» **Task statement**: Exactly as written, quote every line that follows, skipping the images.

» **Stored data**:
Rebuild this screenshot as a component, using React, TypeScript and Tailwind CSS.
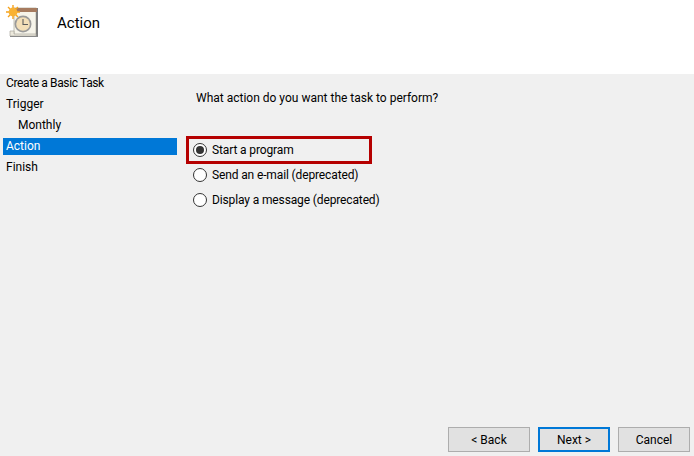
const FONT = "font-['Roboto','Noto_Sans',sans-serif]";

const steps = [
  { label: 'Create a Basic Task', tight: true },
  { label: 'Trigger' },
  { label: 'Monthly', indent: true },
  { label: 'Action', active: true },
  { label: 'Finish' },
];

const options = [
  { label: 'Start a program', checked: true },
  { label: 'Send an e-mail (deprecated)' },
  { label: 'Display a message (deprecated)' },
];

const TaskIcon = () => (
  <svg width="34" height="34" viewBox="0 0 34 34" className="shrink-0">
    {/* calendar body */}
    <rect x="9" y="4" width="22" height="28" fill="#f6f4ea" stroke="#b5b2a4" strokeWidth="0.8" />
    <rect x="31" y="4" width="2" height="29" fill="#7d7d7d" />
    <rect x="10" y="4" width="22" height="4" fill="#a67b5f" />
    <path d="M5 27 L9 27 L9 30 L31 30 L31 32 L5 32 Z" fill="#ece9dc" stroke="#a9a89e" strokeWidth="0.7" />
    <path d="M5 32 H33 V33 H5 Z" fill="#8a8a8a" />
    {/* clock */}
    <circle cx="18" cy="20" r="8.5" fill="#9a9a9a" />
    <circle cx="18" cy="20" r="6.8" fill="#f3dfb8" />
    <path d="M18 15 V20.5 H23" stroke="#5c5c5c" strokeWidth="1.1" fill="none" />
    {/* sun */}
    <g stroke="#f5a21e" strokeWidth="1.4">
      <path d="M8 1 V15 M1 8 H15 M3 3 L13 13 M13 3 L3 13" />
    </g>
    <circle cx="8" cy="8" r="4.4" fill="#f9b233" />
  </svg>
);

const Radio = ({ checked }: { checked?: boolean }) => (
  <span className="-mt-px flex h-[14px] w-[14px] shrink-0 items-center justify-center rounded-full border border-[#333333] bg-white">
    {checked && <span className="h-[8px] w-[8px] rounded-full bg-[#333333]" />}
  </span>
);

const WizardButton = ({ children, primary }: { children: string; primary?: boolean }) => (
  <button
    className={
      primary
        ? 'h-[25px] w-[72px] border-2 border-[#0078d7] bg-[#e1e1e1] text-xs text-black'
        : 'h-[25px] w-[72px] border border-[#adadad] bg-[#e1e1e1] text-xs text-black'
    }
  >
    {children}
  </button>
);

export default function App() {
  return (
    <div className={`flex h-[456px] w-[694px] flex-col overflow-hidden bg-[#f0f0f0] text-xs text-black ${FONT}`}>
      {/* Header */}
      <div className="flex h-[74px] shrink-0 items-start gap-[18px] bg-white pl-[5px] pt-[4px]">
        <TaskIcon />
        <span className="text-[15px] leading-[38px]">Action</span>
      </div>

      <div className="flex flex-1">
        {/* Steps */}
        <div className="flex w-[177px] shrink-0 flex-col gap-1 pl-[3px] pt-[1px]">
          {steps.map((s) => (
            <div
              key={s.label}
              className={`h-[17px] leading-[16px] ${s.indent ? 'pl-[15px]' : 'pl-[3px]'} ${s.active ? 'bg-[#0078d7] text-white' : ''} ${s.tight ? 'tracking-[-0.37px]' : ''}`}
            >
              {s.label}
            </div>
          ))}
        </div>

        {/* Options */}
        <div className="flex flex-1 flex-col pl-[19px] pt-[16px]">
          <p className="leading-[17px]">What action do you want the task to perform?</p>
          <div className="mt-[35px] flex flex-col gap-[8px] tracking-[-0.13px]">
            {options.map((o) => (
              <label key={o.label} className="relative -ml-[3px] flex h-[17px] items-center gap-[5px] leading-[17px]">
                <Radio checked={o.checked} />
                <span>{o.label}</span>
                {o.checked && (
                  <span className="absolute -left-[7px] -top-[6px] h-[28px] w-[186px] border-[3px] border-[#b50000]" />
                )}
              </label>
            ))}
          </div>
        </div>
      </div>

      {/* Footer */}
      <div className="flex shrink-0 justify-end gap-2 pb-[4px] pr-[4px]">
        <button className="h-[25px] w-[82px] border border-[#adadad] bg-[#e1e1e1] text-xs text-black">&lt; Back</button>
        <WizardButton primary>Next &gt;</WizardButton>
        <WizardButton>Cancel</WizardButton>
      </div>
    </div>
  );
}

» **Expected answer**:
Rebuild this screenshot as a component, using React, TypeScript and Tailwind CSS.
const FONT = "font-['Roboto','Noto_Sans',sans-serif]";

const steps = [
  { label: 'Create a Basic Task', tight: true },
  { label: 'Trigger' },
  { label: 'Monthly', indent: true },
  { label: 'Action', active: true },
  { label: 'Finish' },
];

const options = [
  { label: 'Start a program', checked: true },
  { label: 'Send an e-mail (deprecated)' },
  { label: 'Display a message (deprecated)' },
];

const TaskIcon = () => (
  <svg width="34" height="34" viewBox="0 0 34 34" className="shrink-0">
    {/* calendar body */}
    <rect x="9" y="4" width="22" height="28" fill="#f6f4ea" stroke="#b5b2a4" strokeWidth="0.8" />
    <rect x="31" y="4" width="2" height="29" fill="#7d7d7d" />
    <rect x="10" y="4" width="22" height="4" fill="#a67b5f" />
    <path d="M5 27 L9 27 L9 30 L31 30 L31 32 L5 32 Z" fill="#ece9dc" stroke="#a9a89e" strokeWidth="0.7" />
    <path d="M5 32 H33 V33 H5 Z" fill="#8a8a8a" />
    {/* clock */}
    <circle cx="18" cy="20" r="8.5" fill="#9a9a9a" />
    <circle cx="18" cy="20" r="6.8" fill="#f3dfb8" />
    <path d="M18 15 V20.5 H23" stroke="#5c5c5c" strokeWidth="1.1" fill="none" />
    {/* sun */}
    <g stroke="#f5a21e" strokeWidth="1.4">
      <path d="M8 1 V15 M1 8 H15 M3 3 L13 13 M13 3 L3 13" />
    </g>
    <circle cx="8" cy="8" r="4.4" fill="#f9b233" />
  </svg>
);

const Radio = ({ checked }: { checked?: boolean }) => (
  <span className="-mt-px flex h-[14px] w-[14px] shrink-0 items-center justify-center rounded-full border border-[#333333] bg-white">
    {checked && <span className="h-[8px] w-[8px] rounded-full bg-[#333333]" />}
  </span>
);

const WizardButton = ({ children, primary }: { children: string; primary?: boolean }) => (
  <button
    className={
      primary
        ? 'h-[25px] w-[72px] border-2 border-[#0078d7] bg-[#e1e1e1] text-xs text-black'
        : 'h-[25px] w-[72px] border border-[#adadad] bg-[#e1e1e1] text-xs text-black'
    }
  >
    {children}
  </button>
);

export default function App() {
  return (
    <div className={`flex h-[456px] w-[694px] flex-col overflow-hidden bg-[#f0f0f0] text-xs text-black ${FONT}`}>
      {/* Header */}
      <div className="flex h-[74px] shrink-0 items-start gap-[18px] bg-white pl-[5px] pt-[4px]">
        <TaskIcon />
        <span className="text-[15px] leading-[38px]">Action</span>
      </div>

      <div className="flex flex-1">
        {/* Steps */}
        <div className="flex w-[177px] shrink-0 flex-col gap-1 pl-[3px] pt-[1px]">
          {steps.map((s) => (
            <div
              key={s.label}
              className={`h-[17px] leading-[16px] ${s.indent ? 'pl-[15px]' : 'pl-[3px]'} ${s.active ? 'bg-[#0078d7] text-white' : ''} ${s.tight ? 'tracking-[-0.37px]' : ''}`}
            >
              {s.label}
            </div>
          ))}
        </div>

        {/* Options */}
        <div className="flex flex-1 flex-col pl-[19px] pt-[16px]">
          <p className="leading-[17px]">What action do you want the task to perform?</p>
          <div className="mt-[35px] flex flex-col gap-[8px] tracking-[-0.13px]">
            {options.map((o) => (
              <label key={o.label} className="relative -ml-[3px] flex h-[17px] items-center gap-[5px] leading-[17px]">
                <Radio checked={o.checked} />
                <span>{o.label}</span>
                {o.checked && (
                  <span className="absolute -left-[7px] -top-[6px] h-[28px] w-[186px] border-[3px] border-[#b50000]" />
                )}
              </label>
            ))}
          </div>
        </div>
      </div>

      {/* Footer */}
      <div className="flex shrink-0 justify-end gap-2 pb-[4px] pr-[4px]">
        <button className="h-[25px] w-[82px] border border-[#adadad] bg-[#e1e1e1] text-xs text-black">&lt; Back</button>
        <WizardButton primary>Next &gt;</WizardButton>
        <WizardButton>Cancel</WizardButton>
      </div>
    </div>
  );
}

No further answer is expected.